A week ago Saturday, on a beautiful, idyllic afternoon, I took BART to Berkeley to go for a walk in Tilden Park with Lisa M., who reminded me to “discover, not decide.” She said that what I need to do will become obvious in time, and if that’s after starting clinical pastoral education at TWMC and means I end up dropping out, then so be it. She reminded me that I don’t have to decide now what I’m going to do in a year, or even in six weeks. I’m not quite convinced in regard to the latter.
One day in class a week or so ago, I talked about my decision and afterward, Samantha told me that if I don’t plan to be at TWMC in September, I need to let them know by August first, which greatly increased my stress. I got a chance to discuss it last Monday with Jacqueline, Samantha’s boss. She said that Samantha does not have experience hiring chaplains and she does, and that even for a per diem or part-time hospital chaplain position she would not interview someone who had not completed their academic education.
Further, she said, she would not be interested in someone who had done a year of CPE and subsequently completed her education, because she figures that person’s clinical skills and assessment models are out of date. In addition, whereas Buddhist chaplains were once a novelty, we no longer are. (Jacqueline herself is Buddhist.)

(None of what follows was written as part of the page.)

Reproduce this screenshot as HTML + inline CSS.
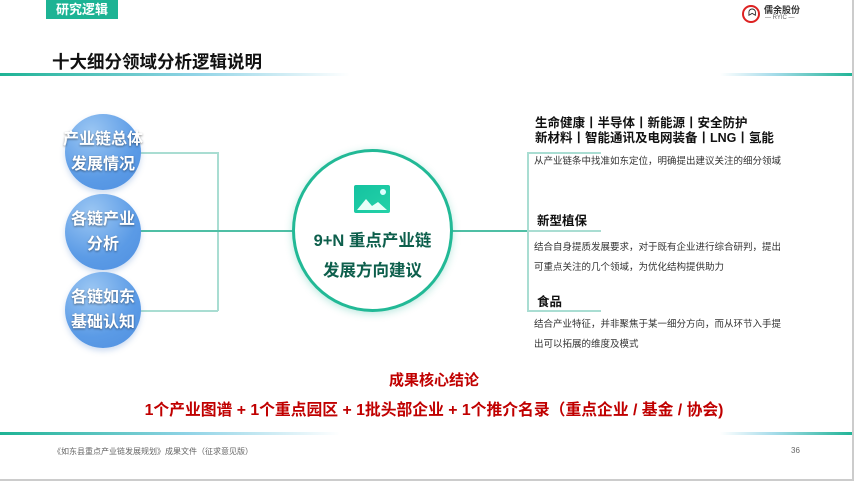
<!DOCTYPE html>
<html><head><meta charset="utf-8"><style>
*{margin:0;padding:0;box-sizing:border-box}
body{width:854px;height:481px;background:#fff;position:relative;overflow:hidden;font-family:"Liberation Sans","Noto Sans CJK SC",sans-serif}
.a{position:absolute}
.tag{left:46px;top:0;width:72px;height:19px;background:#1db394;color:#fff;font-size:13px;font-weight:bold;text-align:center;line-height:19px}
.title{left:52px;top:49px;font-size:17.5px;font-weight:bold;color:#111}
.bar{height:3px}
.bc{width:76px;height:76px;border-radius:50%;background:radial-gradient(circle at 35% 25%,#9cc7f3,#5b9be6 60%,#4f8fe0);color:#fff;font-weight:bold;font-size:16px;text-align:center;line-height:25px;display:flex;align-items:center;justify-content:center;text-shadow:0 1px 2px rgba(0,0,0,.45);box-shadow:0 3px 6px rgba(90,140,210,.3);white-space:nowrap}
.ln{background:#a9ddd2}
.rt{font-size:12.5px;font-weight:bold;color:#111}
.rs{font-size:9.5px;color:#333;line-height:20px}
</style></head><body>
<div class="a tag">研究逻辑</div>
<div class="a" style="left:742px;top:5px;width:18px;height:18px;border:2px solid #d22;border-radius:50%"></div>
<div class="a" style="left:748px;top:8px;font-size:10px;color:#222">ᗣ</div>
<div class="a" style="left:764px;top:3px;font-size:9px;font-weight:bold;color:#333">儒余股份</div>
<div class="a" style="left:765px;top:15px;font-size:6px;color:#666">— RYIC —</div>
<div class="a title">十大细分领域分析逻辑说明</div>
<div class="a bar" style="left:0;top:73px;width:350px;background:linear-gradient(90deg,#1db394,#8fd3e6 55%,rgba(255,255,255,0))"></div>
<div class="a bar" style="left:720px;top:73px;width:134px;background:linear-gradient(90deg,rgba(255,255,255,0),#a6dcea 40%,#1db394)"></div>

<div class="a ln" style="left:140px;top:152px;width:78px;height:1.5px"></div>
<div class="a ln" style="left:140px;top:310px;width:78px;height:1.5px"></div>
<div class="a ln" style="left:217px;top:152px;width:1.5px;height:159px"></div>
<div class="a" style="left:140px;top:230px;width:153px;height:1.5px;background:#4fbfa5"></div>
<div class="a" style="left:450px;top:230px;width:78px;height:1.5px;background:#4fbfa5"></div>
<div class="a ln" style="left:527px;top:152px;width:1.5px;height:159px"></div>
<div class="a ln" style="left:527px;top:152px;width:74px;height:1.5px"></div>
<div class="a ln" style="left:527px;top:230px;width:74px;height:1.5px"></div>
<div class="a ln" style="left:527px;top:310px;width:74px;height:1.5px"></div>

<div class="a bc" style="left:65px;top:114px">产业链总体<br>发展情况</div>
<div class="a bc" style="left:65px;top:194px">各链产业<br>分析</div>
<div class="a bc" style="left:65px;top:272px">各链如东<br>基础认知</div>

<div class="a" style="left:292px;top:149px;width:161px;height:163px;border-radius:50%;border:3px solid #22b996;background:#fff;box-shadow:0 2px 8px rgba(30,180,150,.3)"></div>
<svg class="a" style="left:354px;top:185px" width="36" height="28" viewBox="0 0 36 28"><defs><linearGradient id="g" x1="0" y1="0" x2="1" y2="1"><stop offset="0" stop-color="#14c2a0"/><stop offset="1" stop-color="#25d2a8"/></linearGradient></defs><rect width="36" height="28" rx="2" fill="url(#g)"/><circle cx="29" cy="7" r="3" fill="#dff"/><path d="M3 25 L12 14 L18 21 L24 17 L33 25Z" fill="#e8fff8"/></svg>
<div class="a" style="left:292px;top:226px;width:161px;text-align:center;font-size:16.5px;font-weight:bold;color:#0d5f4c;line-height:30px">9+N 重点产业链<br>发展方向建议</div>

<div class="a rt" style="left:535px;top:116px;line-height:15px">生命健康丨半导体丨新能源丨安全防护<br>新材料丨智能通讯及电网装备丨LNG丨氢能</div>
<div class="a rs" style="left:534px;top:152px">从产业链条中找准如东定位，明确提出建议关注的细分领域</div>
<div class="a rt" style="left:537px;top:210px">新型植保</div>
<div class="a rs" style="left:534px;top:238px">结合自身提质发展要求，对于既有企业进行综合研判，提出<br>可重点关注的几个领域，为优化结构提供助力</div>
<div class="a rt" style="left:537px;top:291px">食品</div>
<div class="a rs" style="left:534px;top:315px">结合产业特征，并非聚焦于某一细分方向，而从环节入手提<br>出可以拓展的维度及模式</div>

<div class="a" style="left:0;top:369px;width:868px;text-align:center;font-size:15px;font-weight:bold;color:#c00000">成果核心结论</div>
<div class="a" style="left:0;top:397px;width:868px;text-align:center;font-size:15.8px;font-weight:bold;color:#c00000;white-space:nowrap">1个产业图谱 + 1个重点园区 + 1批头部企业 + 1个推介名录（重点企业 / 基金 / 协会)</div>

<div class="a bar" style="left:0;top:432px;width:340px;background:linear-gradient(90deg,#1db394,#8fd3e6 55%,rgba(255,255,255,0))"></div>
<div class="a bar" style="left:720px;top:432px;width:134px;background:linear-gradient(90deg,rgba(255,255,255,0),#a6dcea 40%,#1db394)"></div>
<div class="a" style="left:53px;top:446px;font-size:8px;color:#666">《如东县重点产业链发展规划》成果文件（征求意见版）</div>
<div class="a" style="left:791px;top:446px;font-size:8px;color:#666">36</div>
<div class="a" style="left:852px;top:0;width:2px;height:481px;background:#ccc"></div>
<div class="a" style="left:0;top:479px;width:854px;height:2px;background:#ccc"></div>
</body></html>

I was delighted to hear this, since it came from a knowledgeable party and suggested it would not be a good idea to start at TWMC this fall. For the umpteenth time, I decided that once the summer unit of CPE ended, I would start looking for a job at my old company. I could maybe work there until retirement, and I’d be able to volunteer at the soup kitchen and go to Howie’s sangha every Tuesday night. Which doesn’t sound so bad.
But then I remembered how I used to sit in my cubicle thinking, “I totally don’t care about this work. This is my life passing by.” And then I got to wondering why TWMC even accepted me for a year of CPE if they know it means I’m going to be painting myself into a corner professionally. I hadn’t wanted to discuss my reservations with them because I didn’t want them to think I was going to flake on them, but at this point, I felt I had no choice, so I sent a detailed email sharing what Jacqueline had said, without using her name.

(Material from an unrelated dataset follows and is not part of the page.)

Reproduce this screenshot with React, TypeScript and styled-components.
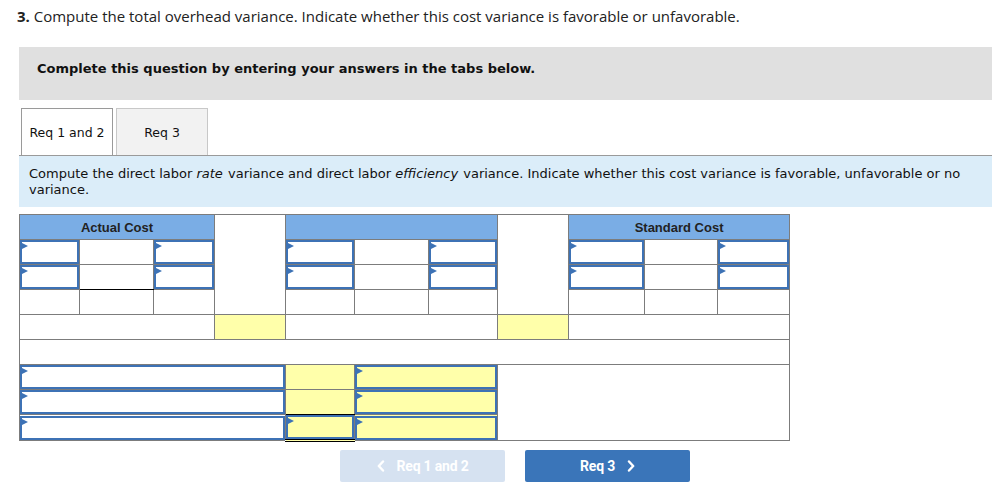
import React from 'react';
import styled, { createGlobalStyle } from 'styled-components';

const Global = createGlobalStyle`
  html, body { margin: 0; padding: 0; background: #fff; }
  body { font-family: 'DejaVu Sans', Verdana, sans-serif; color: #111; }
`;

const Page = styled.div`
  width: 992px;
  padding-top: 7px;
  box-sizing: border-box;
`;

const Title = styled.div`
  margin-left: 17px;
  font-family: 'Open Sans', 'Liberation Sans', sans-serif;
  font-size: 15px;
  line-height: 18px;
  color: #222;
  b { font-weight: 700; }
`;

const Banner = styled.div`
  margin: 22px 0 0 19px;
  height: 53px;
  box-sizing: border-box;
  background: #e0e0e0;
  padding: 14px 0 0 18px;
  font-weight: 700;
  font-size: 13px;
  line-height: 16px;
  color: #111;
`;

const TabBar = styled.div`
  margin: 8px 0 0 19px;
  padding-left: 2px;
  display: flex;
  gap: 3px;
  border-bottom: 1px solid #9a9a9a;
`;

const Tab = styled.div<{ $active?: boolean }>`
  width: 92px;
  height: 47px;
  box-sizing: border-box;
  display: flex;
  align-items: center;
  justify-content: center;
  font-size: 12.5px;
  color: #111;
  background: ${p => (p.$active ? '#fff' : '#f2f2f2')};
  border: 1px solid ${p => (p.$active ? '#9a9a9a' : '#c8c8c8')};
  border-bottom: none;
`;

const Instructions = styled.div`
  margin-left: 19px;
  background: #dbedf9;
  padding: 10px 20px 9px 10px;
  font-size: 13px;
  line-height: 16px;
  color: #111;
  i { padding-right: 1px; }
`;

const Table = styled.table`
  margin: 7px 0 0 19px;
  border-collapse: collapse;
  table-layout: fixed;
  width: 771px;
`;

const Td = styled.td<{ $tone?: 'plain' | 'head' | 'yellow'; $under?: 'single' | 'double' }>`
  height: 24px;
  padding: 0;
  border: 1px solid #7c7c7c;
  background: ${p => (p.$tone === 'head' ? '#7aade5' : p.$tone === 'yellow' ? '#ffffaa' : '#fff')};
  font-family: 'Liberation Sans', Arial, sans-serif;
  font-weight: 700;
  font-size: 13px;
  color: #222;
  text-align: center;
  vertical-align: middle;
  ${p => (p.$under === 'single' ? 'border-bottom: 1px solid #000;' : '')}
  ${p => (p.$under === 'double' ? 'border-bottom: 3px double #000;' : '')}
`;

const InputBox = styled.div<{ $yellow?: boolean }>`
  position: relative;
  height: 24px;
  box-sizing: border-box;
  border: 2px solid #3d72b5;
  background: ${p => (p.$yellow ? '#ffffaa' : '#fff')};
`;

const Marker = styled.span`
  position: absolute;
  left: 0;
  top: 1px;
  width: 0;
  height: 0;
  border-left: 6px solid #3d72b5;
  border-top: 3.5px solid transparent;
  border-bottom: 3.5px solid transparent;
`;

const Input = ({ yellow }: { yellow?: boolean }) => (
  <InputBox $yellow={yellow}>
    <Marker />
  </InputBox>
);

const Nav = styled.div`
  margin: 8px 0 0 340px;
  display: flex;
  gap: 20px;
`;

const NavButton = styled.button<{ $disabled?: boolean }>`
  width: 165px;
  height: 32px;
  border: none;
  border-radius: 2px;
  background: ${p => (p.$disabled ? '#d6e2f1' : '#3a75b9')};
  color: #fff;
  font-family: Roboto, 'Liberation Sans', sans-serif;
  font-weight: 700;
  font-size: 14px;
  letter-spacing: -0.2px;
  display: flex;
  align-items: center;
  justify-content: center;
  gap: 12px;
  padding: 0;
  cursor: pointer;
`;

const Chevron = ({ dir }: { dir: 'left' | 'right' }) => (
  <svg width="8" height="12" viewBox="0 0 8 12">
    <polyline
      points={dir === 'left' ? '6,1.5 1.8,6 6,10.5' : '2,1.5 6.2,6 2,10.5'}
      fill="none"
      stroke="#fff"
      strokeWidth="2.4"
      strokeLinecap="round"
      strokeLinejoin="round"
    />
  </svg>
);

const widths = [60, 74, 61, 71, 69, 74, 69, 71, 76, 73, 72];

export default function App() {
  return (
    <Page>
      <Global />
      <Title>
        <b>3.</b> Compute the total overhead variance. Indicate whether this cost variance is favorable or unfavorable.
      </Title>
      <Banner>Complete this question by entering your answers in the tabs below.</Banner>
      <TabBar>
        <Tab $active>Req 1 and 2</Tab>
        <Tab>Req 3</Tab>
      </TabBar>
      <Instructions>
        Compute the direct labor <i>rate</i> variance and direct labor <i>efficiency</i> variance. Indicate whether this cost
        variance is favorable, unfavorable or no variance.
      </Instructions>
      <Table>
        <colgroup>
          {widths.map((w, i) => (
            <col key={i} style={{ width: w }} />
          ))}
        </colgroup>
        <tbody>
          <tr>
            <Td $tone="head" colSpan={3}>Actual Cost</Td>
            <Td rowSpan={4} />
            <Td $tone="head" colSpan={3} />
            <Td rowSpan={4} />
            <Td $tone="head" colSpan={3}>Standard Cost</Td>
          </tr>
          {[0, 1].map(r => (
            <tr key={r}>
              <Td><Input /></Td>
              <Td $under={r === 1 ? 'single' : undefined} />
              <Td><Input /></Td>
              <Td><Input /></Td>
              <Td />
              <Td><Input /></Td>
              <Td><Input /></Td>
              <Td />
              <Td><Input /></Td>
            </tr>
          ))}
          <tr>
            {[0, 1, 2, 3, 4, 5, 6, 7, 8].map(i => (
              <Td key={i} />
            ))}
          </tr>
          <tr>
            <Td colSpan={3} />
            <Td $tone="yellow" />
            <Td colSpan={3} />
            <Td $tone="yellow" />
            <Td colSpan={3} />
          </tr>
          <tr>
            <Td colSpan={11} />
          </tr>
          <tr>
            <Td colSpan={4}><Input /></Td>
            <Td $tone="yellow" />
            <Td colSpan={2} $tone="yellow"><Input yellow /></Td>
            <Td colSpan={4} rowSpan={3} />
          </tr>
          <tr>
            <Td colSpan={4}><Input /></Td>
            <Td $tone="yellow" $under="single" />
            <Td colSpan={2} $tone="yellow"><Input yellow /></Td>
          </tr>
          <tr>
            <Td colSpan={4}><Input /></Td>
            <Td $tone="yellow" $under="double"><Input yellow /></Td>
            <Td colSpan={2} $tone="yellow"><Input yellow /></Td>
          </tr>
        </tbody>
      </Table>
      <Nav>
        <NavButton $disabled>
          <Chevron dir="left" />
          Req 1 and 2
        </NavButton>
        <NavButton>
          Req 3
          <Chevron dir="right" />
        </NavButton>
      </Nav>
    </Page>
  );
}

The very next morning, there was a reply from Paul, the director of spiritual care services at TWMC and a person with a national reputation in this field (and yet another Buddhist), saying that it would indeed be challenging, though not impossible, to get a position as a staff chaplain at a hospital before one’s academic study is done, but that he does not agree that doing school after CPE means one’s clinical skills would be out of date. He said I would “definitely disprove that assertion” if I were able to regularly work per diem shifts during my academic years and that such hours would count toward becoming certified.
Berta, one of the CPE supervisors there, added that she is looking forward to meeting me in September and said that the academic training only takes one and a half to three years full-time and she can’t imagine that clinical skills three years old at most would be out of date. She said she’s still using skills she learned in CPE in 2002.
Samantha said in our weekly meeting that she was glad I decided to tell TWMC about my concerns and ask for their feedback. I said I felt I had no other choice: they must have let me into their yearlong program for some good reason, and they’re the only ones who know what that reason is, so I had to ask them. Samantha said I could have just sent them a note saying I was dropping out of the program, so she applauded that I took the risk of asking them.